Grafico Real brasiliano / Dollaro Usa by tradingeconomics.com

Europa, ecco i paesi emergenti più colpiti dal conflitto

Da qui in avanti, è probabile che gli esportatori di materie prime, i paesi ad alto rendimento e i paesi lontani dal conflitto continueranno a sovra-performare l’universo dei Paesi emergenti. Almeno fino a quando le tensioni geopolitiche non si affievoliranno. Il conflitto in Ucraina ha sconvolto il mondo intero, causando una grave crisi sociale e umanitaria, oltre che economica.

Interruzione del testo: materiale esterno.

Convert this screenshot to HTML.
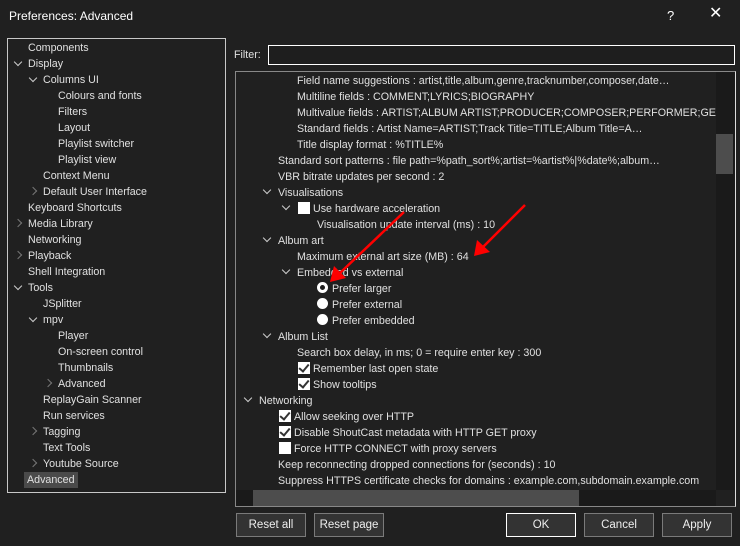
<!DOCTYPE html><html><head><style>
*{margin:0;padding:0;box-sizing:border-box}
body{width:740px;height:546px;background:#202020;font-family:"Liberation Sans",sans-serif;font-size:10.7px;color:#e0e0e0;position:relative;overflow:hidden}
.a{position:absolute;white-space:nowrap;line-height:16px;margin-top:1px}
.btn{position:absolute;top:513px;height:24px;width:70px;border:1px solid #7a7a7a;background:#333;text-align:center;line-height:22px;color:#eee;font-size:11.5px}
.cb{position:absolute;width:12px;height:12px;background:#fff}
.cb.k::after{content:"";position:absolute;left:3px;top:0px;width:4px;height:8px;border:solid #333;border-width:0 2px 2px 0;transform:rotate(40deg)}
.rd{position:absolute;width:11px;height:11px;border-radius:50%;background:#fff}
.ch{position:absolute;width:6px;height:6px;border:solid #ccc;border-width:0 1.5px 1.5px 0;transform:rotate(45deg)}
.cr{position:absolute;width:6px;height:6px;border:solid #777;border-width:0 1.5px 1.5px 0;transform:rotate(-45deg)}
#clip{position:absolute;left:236px;top:72px;width:480px;height:418px;overflow:hidden}
#clip>div{margin-left:-236px;margin-top:-72px;position:relative}
</style></head><body>
<div class="a" style="left:9px;top:7px;font-size:12px;color:#fff">Preferences: Advanced</div>
<div class="a" style="left:667px;top:7px;font-size:13px;color:#fff">?</div>
<div class="a" style="left:709px;top:5px;font-size:16px;color:#fff">✕</div>
<div style="position:absolute;left:7px;top:38px;width:219px;height:455px;border:1px solid #c8c8c8"></div>
<div class="a" style="left:28px;top:39px">Components</div>
<div class="ch" style="left:15px;top:59px"></div><div class="a" style="left:28px;top:55px">Display</div>
<div class="ch" style="left:30px;top:75px"></div><div class="a" style="left:43px;top:71px">Columns UI</div>
<div class="a" style="left:58px;top:87px">Colours and fonts</div>
<div class="a" style="left:58px;top:103px">Filters</div>
<div class="a" style="left:58px;top:119px">Layout</div>
<div class="a" style="left:58px;top:135px">Playlist switcher</div>
<div class="a" style="left:58px;top:151px">Playlist view</div>
<div class="a" style="left:43px;top:167px">Context Menu</div>
<div class="cr" style="left:30px;top:188px"></div><div class="a" style="left:43px;top:183px">Default User Interface</div>
<div class="a" style="left:28px;top:199px">Keyboard Shortcuts</div>
<div class="cr" style="left:15px;top:220px"></div><div class="a" style="left:28px;top:215px">Media Library</div>
<div class="a" style="left:28px;top:231px">Networking</div>
<div class="cr" style="left:15px;top:252px"></div><div class="a" style="left:28px;top:247px">Playback</div>
<div class="a" style="left:28px;top:263px">Shell Integration</div>
<div class="ch" style="left:15px;top:283px"></div><div class="a" style="left:28px;top:279px">Tools</div>
<div class="a" style="left:43px;top:295px">JSplitter</div>
<div class="ch" style="left:30px;top:315px"></div><div class="a" style="left:43px;top:311px">mpv</div>
<div class="a" style="left:58px;top:327px">Player</div>
<div class="a" style="left:58px;top:343px">On-screen control</div>
<div class="a" style="left:58px;top:359px">Thumbnails</div>
<div class="cr" style="left:45px;top:380px"></div><div class="a" style="left:58px;top:375px">Advanced</div>
<div class="a" style="left:43px;top:391px">ReplayGain Scanner</div>
<div class="a" style="left:43px;top:407px">Run services</div>
<div class="cr" style="left:30px;top:428px"></div><div class="a" style="left:43px;top:423px">Tagging</div>
<div class="a" style="left:43px;top:439px">Text Tools</div>
<div class="cr" style="left:30px;top:460px"></div><div class="a" style="left:43px;top:455px">Youtube Source</div>
<div class="a" style="left:24px;top:471px;background:#4a4a4a;padding:0 3px">Advanced</div>

<div class="a" style="left:234px;top:46px">Filter:</div>
<div style="position:absolute;left:268px;top:45px;width:467px;height:20px;border:1px solid #fff;background:#1e1e1e"></div>
<div style="position:absolute;left:235px;top:71px;width:501px;height:436px;border:1px solid #888;border-right-color:#ddd"></div>
<div style="position:absolute;left:716px;top:72px;width:19px;height:418px;background:#1a1a1a"></div>
<div style="position:absolute;left:716px;top:134px;width:17px;height:40px;background:#4d4d4d"></div>
<div style="position:absolute;left:236px;top:490px;width:480px;height:16px;background:#1a1a1a"></div>
<div style="position:absolute;left:253px;top:490px;width:326px;height:16px;background:#4d4d4d"></div>
<div id="clip"><div>
<div class="a" style="left:297px;top:72px">Field name suggestions : artist,title,album,genre,tracknumber,composer,date…</div>
<div class="a" style="left:297px;top:88px">Multiline fields : COMMENT;LYRICS;BIOGRAPHY</div>
<div class="a" style="left:297px;top:104px">Multivalue fields : ARTIST;ALBUM ARTIST;PRODUCER;COMPOSER;PERFORMER;GE…</div>
<div class="a" style="left:297px;top:120px">Standard fields : Artist Name=ARTIST;Track Title=TITLE;Album Title=A…</div>
<div class="a" style="left:297px;top:136px">Title display format : %TITLE%</div>
<div class="a" style="left:278px;top:152px">Standard sort patterns : file path=%path_sort%;artist=%artist%|%date%;album…</div>
<div class="a" style="left:278px;top:168px">VBR bitrate updates per second : 2</div>
<div class="ch" style="left:264px;top:187px"></div><div class="a" style="left:278px;top:184px">Visualisations</div>
<div class="ch" style="left:283px;top:203px"></div><div class="cb" style="left:298px;top:202px"></div><div class="a" style="left:313px;top:200px">Use hardware acceleration</div>
<div class="a" style="left:317px;top:216px">Visualisation update interval (ms) : 10</div>
<div class="ch" style="left:264px;top:235px"></div><div class="a" style="left:278px;top:232px">Album art</div>
<div class="a" style="left:297px;top:248px">Maximum external art size (MB) : 64</div>
<div class="ch" style="left:283px;top:267px"></div><div class="a" style="left:297px;top:264px">Embedded vs external</div>
<div class="rd" style="left:317px;top:282px;background:#1e1e1e;border:3px solid #fff"></div><div class="a" style="left:332px;top:280px">Prefer larger</div>
<div class="rd" style="left:317px;top:298px"></div><div class="a" style="left:332px;top:296px">Prefer external</div>
<div class="rd" style="left:317px;top:314px"></div><div class="a" style="left:332px;top:312px">Prefer embedded</div>
<div class="ch" style="left:264px;top:331px"></div><div class="a" style="left:278px;top:328px">Album List</div>
<div class="a" style="left:297px;top:344px">Search box delay, in ms; 0 = require enter key : 300</div>
<div class="cb k" style="left:298px;top:362px"></div><div class="a" style="left:313px;top:360px">Remember last open state</div>
<div class="cb k" style="left:298px;top:378px"></div><div class="a" style="left:313px;top:376px">Show tooltips</div>
<div class="ch" style="left:245px;top:395px"></div><div class="a" style="left:259px;top:392px">Networking</div>
<div class="cb k" style="left:279px;top:410px"></div><div class="a" style="left:294px;top:408px">Allow seeking over HTTP</div>
<div class="cb k" style="left:279px;top:426px"></div><div class="a" style="left:294px;top:424px">Disable ShoutCast metadata with HTTP GET proxy</div>
<div class="cb" style="left:279px;top:442px"></div><div class="a" style="left:294px;top:440px">Force HTTP CONNECT with proxy servers</div>
<div class="a" style="left:278px;top:456px">Keep reconnecting dropped connections for (seconds) : 10</div>
<div class="a" style="left:278px;top:472px">Suppress HTTPS certificate checks for domains : example.com,subdomain.example.com</div>
</div></div>
<svg style="position:absolute;left:0;top:0" width="740" height="546"><g stroke="#f00" stroke-width="2.5" fill="#f00">
<line x1="404" y1="212" x2="340" y2="273"/><polygon points="330,282 334,266 346,278" stroke="none"/>
<line x1="525" y1="205" x2="482" y2="248"/><polygon points="474,256 477,240 490,252" stroke="none"/></g></svg>
<div class="btn" style="left:236px">Reset all</div>
<div class="btn" style="left:314px">Reset page</div>
<div class="btn" style="left:506px;border-color:#fff">OK</div>
<div class="btn" style="left:584px">Cancel</div>
<div class="btn" style="left:662px">Apply</div>
</body></html>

Proprio in questi giorni il Fondo Monetario Internazionale ha abbassato le stime per la crescita del Pil globale nel 2022 dal 4,4% al 3,6%. Le aree più colpite sono quelle limitrofe al conflitto, una porzione dell’Europa emergente (Ungheria, Polonia, Repubblica Ceca e via dicendo) danneggiata non solo per le importazioni da Russia e Ucraina ma anche attraverso altri canali dell’economia, come il turismo.